Le roman se clôt comme il a commencé, par une crucifixion. Dieu apparaît au Nazaréen en croix, et sa satisfaction confirme à Jésus qu’il n’a été qu’une marionnette aux mains du Créateur. Ne reste au Messie qu’à supplier les hommes de pardonner, non à ses bourreaux romains, mais à son bourreau céleste. La dernière image de Madeleine sera donc celle des premières pages : la compagne à la fidélité absolue, présence aimée au pied de la croix. Le pessimisme de L’Évangile selon Jésus-Christ est, en toute logique, incompatible avec l’espérance de Pâques, et la Résurrection ne trouve évidemment pas sa place dans le récit. Le romancier a cependant suffisamment nourri son portrait de Marie de Magdala en disciple privilégiée et guide spirituel pour faire l’économie de l’apostola apostolorum. Un extrait, toutefois, laisse supposer les retrouvailles de Jésus et Marie au-delà de la mort, mais dans un contexte plus proche de « l’amour fort comme la mort » du Cantique des Cantiques, que de la victoire du Christ sur la mort :
Mon désir sera de toujours te trouver, Tu me trouveras même après ta mort, Veux-tu dire que je mourrai avant toi, Je suis plus vieille, je mourrai sûrement la première, mais s’il se trouvait que tu meures avant moi, je continuerai à vivre uniquement pour que tu puisses me retrouver. (Saramago 1992, 247)
Même si tu ne peux pas entrer, ne t’éloigne pas de moi, tends-moi toujours ta main même quand tu ne pourras me voir, sinon j’en oublierai la vie, ou la vie m’oubliera. (Saramago 1992, 367)
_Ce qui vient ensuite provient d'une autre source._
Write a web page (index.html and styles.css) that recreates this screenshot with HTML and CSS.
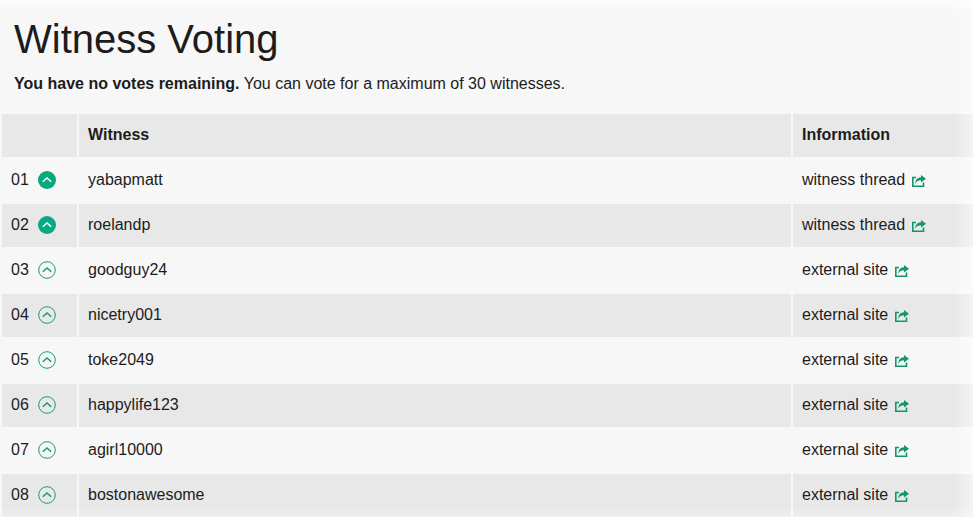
FILE: index.html
```html
<!DOCTYPE html>
<html lang="en">
<head>
<meta charset="utf-8">
<meta name="viewport" content="width=device-width, initial-scale=1">
<title>Witness Voting</title>
<link rel="stylesheet" href="styles.css">
</head>
<body>
<svg class="sprite" aria-hidden="true">
  <symbol id="vote" viewBox="0 0 18 18">
    <circle class="ring" cx="9" cy="9" r="8.3"/>
    <path class="chevron" d="M4.800 10.800 9 6.900l4.200 3.900"/>
  </symbol>
  <symbol id="share" viewBox="0 0 14 12">
    <path d="M4 2.500H.8v8.700h10.700V7.500" fill="none" stroke="currentColor" stroke-width="1.600"/>
    <path d="M9 0 14 3.800 9 7.500V5.300C6.500 5.300 4.800 6.200 3.200 8.800 3.400 4.800 5.500 2.400 9 2.200z" fill="currentColor"/>
  </symbol>
</svg>
<main class="page">
  <header class="intro">
    <h1>Witness Voting</h1>
    <p><strong>You have no votes remaining.</strong> You can vote for a maximum of 30 witnesses.</p>
  </header>
  <div class="table-wrap">
    <table class="witnesses">
      <thead>
        <tr><th class="rank"></th><th>Witness</th><th class="info">Information</th></tr>
      </thead>
      <tbody>
        <tr><td><div class="vote">01<button class="up voted" aria-label="Remove vote for yabapmatt"><svg><use href="#vote"/></svg></button></div></td><td><a href="#">yabapmatt</a></td><td><a href="#">witness thread<svg class="share"><use href="#share"/></svg></a></td></tr>
        <tr><td><div class="vote">02<button class="up voted" aria-label="Remove vote for roelandp"><svg><use href="#vote"/></svg></button></div></td><td><a href="#">roelandp</a></td><td><a href="#">witness thread<svg class="share"><use href="#share"/></svg></a></td></tr>
        <tr><td><div class="vote">03<button class="up" aria-label="Vote for goodguy24"><svg><use href="#vote"/></svg></button></div></td><td><a href="#">goodguy24</a></td><td><a href="#">external site<svg class="share"><use href="#share"/></svg></a></td></tr>
        <tr><td><div class="vote">04<button class="up" aria-label="Vote for nicetry001"><svg><use href="#vote"/></svg></button></div></td><td><a href="#">nicetry001</a></td><td><a href="#">external site<svg class="share"><use href="#share"/></svg></a></td></tr>
        <tr><td><div class="vote">05<button class="up" aria-label="Vote for toke2049"><svg><use href="#vote"/></svg></button></div></td><td><a href="#">toke2049</a></td><td><a href="#">external site<svg class="share"><use href="#share"/></svg></a></td></tr>
        <tr><td><div class="vote">06<button class="up" aria-label="Vote for happylife123"><svg><use href="#vote"/></svg></button></div></td><td><a href="#">happylife123</a></td><td><a href="#">external site<svg class="share"><use href="#share"/></svg></a></td></tr>
        <tr><td><div class="vote">07<button class="up" aria-label="Vote for agirl10000"><svg><use href="#vote"/></svg></button></div></td><td><a href="#">agirl10000</a></td><td><a href="#">external site<svg class="share"><use href="#share"/></svg></a></td></tr>
        <tr><td><div class="vote">08<button class="up" aria-label="Vote for bostonawesome"><svg><use href="#vote"/></svg></button></div></td><td><a href="#">bostonawesome</a></td><td><a href="#">external site<svg class="share"><use href="#share"/></svg></a></td></tr>
      </tbody>
    </table>
  </div>
</main>
</body>
</html>
```
FILE: styles.css
```css
* {
  box-sizing: border-box;
}

body {
  margin: 0;
  background: #f7f7f7;
  color: #1c1c1c;
  font: 16px/24px "Liberation Sans", Arial, sans-serif;
}

.sprite {
  position: absolute;
  width: 0;
  height: 0;
}

.page {
  position: relative;
  overflow: hidden;
}

/* Soft light falloff along the outer edges */
.page::after {
  content: "";
  position: absolute;
  inset: 0;
  pointer-events: none;
  background:
    linear-gradient(to left, rgba(255, 255, 255, 0.5), rgba(255, 255, 255, 0) 20px),
    linear-gradient(to bottom, rgba(255, 255, 255, 0.6), rgba(255, 255, 255, 0) 12px),
    linear-gradient(to top, rgba(255, 255, 255, 0.3), rgba(255, 255, 255, 0) 12px);
}

.intro {
  padding: 12px 14px 16px;
}

h1 {
  margin: 0 0 6px;
  font-size: 40px;
  font-weight: 400;
  line-height: 54px;
}

p {
  margin: 0;
}

.table-wrap {
  margin-right: -2px;
  margin-bottom: -2px;
}

.witnesses {
  width: 100%;
  table-layout: fixed;
  border-spacing: 2px;
}

.rank {
  width: 75px;
}

.info {
  width: 180px;
}

th,
td {
  height: 43px;
  padding: 0 9px 2px;
  text-align: left;
  vertical-align: middle;
}

thead th,
tbody tr:nth-child(even) td {
  background: #e8e8e8;
}

.vote {
  display: flex;
  align-items: center;
  gap: 9px;
}

.up {
  width: 18px;
  height: 18px;
  padding: 0;
  border: 0;
  background: none;
  color: #189c72;
  cursor: pointer;
}

.up svg {
  display: block;
  width: 18px;
  height: 18px;
  fill: none;
  stroke: currentColor;
  stroke-width: 1;
}

.chevron {
  stroke-width: 1.5;
}

.up.voted {
  border-radius: 50%;
  background: #06a980;
  color: #fff;
}

.up.voted svg {
  stroke-width: 0;
}

a {
  color: inherit;
  text-decoration: none;
}

.share {
  width: 14px;
  height: 12px;
  margin-left: 7px;
  color: #159569;
  vertical-align: -2px;
}
```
Le texte évoque également rapidement l’existence de Marie, après le drame du Calvaire : une veuve éplorée, telle que Madeleine apparaît, par exemple, sous la plume du cardinal de Bérulle (Simard 1976, 93) ou de sainte Thérèse d’Avila (Avila 2003, 212), mais en aucun cas la pénitente expiant ses fautes passées dans la solitude et le dénuement, à laquelle les arts plastiques nous ont habitués (Giraud 1981 ; Beaude 2003 ; Koch 1965 ; Edmunds 1989). Jamais l’héroïne de Saramago n’est apparue comme une femme coupable, et une vie d’expiation n’a donc pas sa place dans la logique du roman :
Plus tard, quand elle sera seule au monde, Marie de Magdala voudra se souvenir de ces jours et de ces nuits, et chaque fois elle sera obligée de lutter âprement pour défendre sa mémoire des assauts de la douleur et de l’amertume, comme si elle protégeait une île d’amour des attaques d’une mer tourmentée et de ses monstres. (Saramago 1992, 346)
Saramago transpose sans nul doute son anticléricalisme (Achre, Thimoteo 2015) et son féminisme (Bishop-Sanchez 2010 ; Jurich 2010 ; Freitas Braga, Rios 2012) sur le personnage de Marie de Magdala. Sans rendre le mythe méconnaissable, puisqu’il reprend des invariants inscrits depuis longtemps dans la tradition – tels la prémonition de la Passion de l’onction de Béthanie, la maternité symbolique de la sainte ou les représentations anciennes de la Magdaléenne en prédicatrice –, Saramago reconfigure la figure séculaire, afin de servir son discours critique envers les dérives de la religion catholique. Marie de Magdala n’est pas une pécheresse scandaleuse, mais une femme perspicace, qui a tenté d’affronter le véritable visage de Dieu. Défenderesse de la vie et de l’union de l’âme et du corps, elle devient le mentor du Messie, incapable, sans elle, d’affronter la violence et l’injustice de son destin. Un portrait semblable, en bien des points, à l’héroïne de La dernière tentation du Christ (1954) de Nikos Kazantzakis, dont l’amour permet à un Christ profondément humain, en proie aux doutes et à la peur, d’accepter son destin messianique, et de (re)monter sur la croix. Certes, si Saramago était sans doute un spectateur de Scorsese, comme nous l’indiquions plus haut, l’écrivain portugais n’était pas un lecteur de Kazantzaki (Grünhagen 2022, 155), et les deux hommes n’appartiennent pas à la même génération. Mais le lecteur retrouve chez les deux auteurs – et chez d’autres encore comme Pierre-Marie Beaude ou Jacqueline Kelen – une vision similaire du personnage magdaléen, typique de la seconde moitié du XXe siècle et du début du XXIe siècle.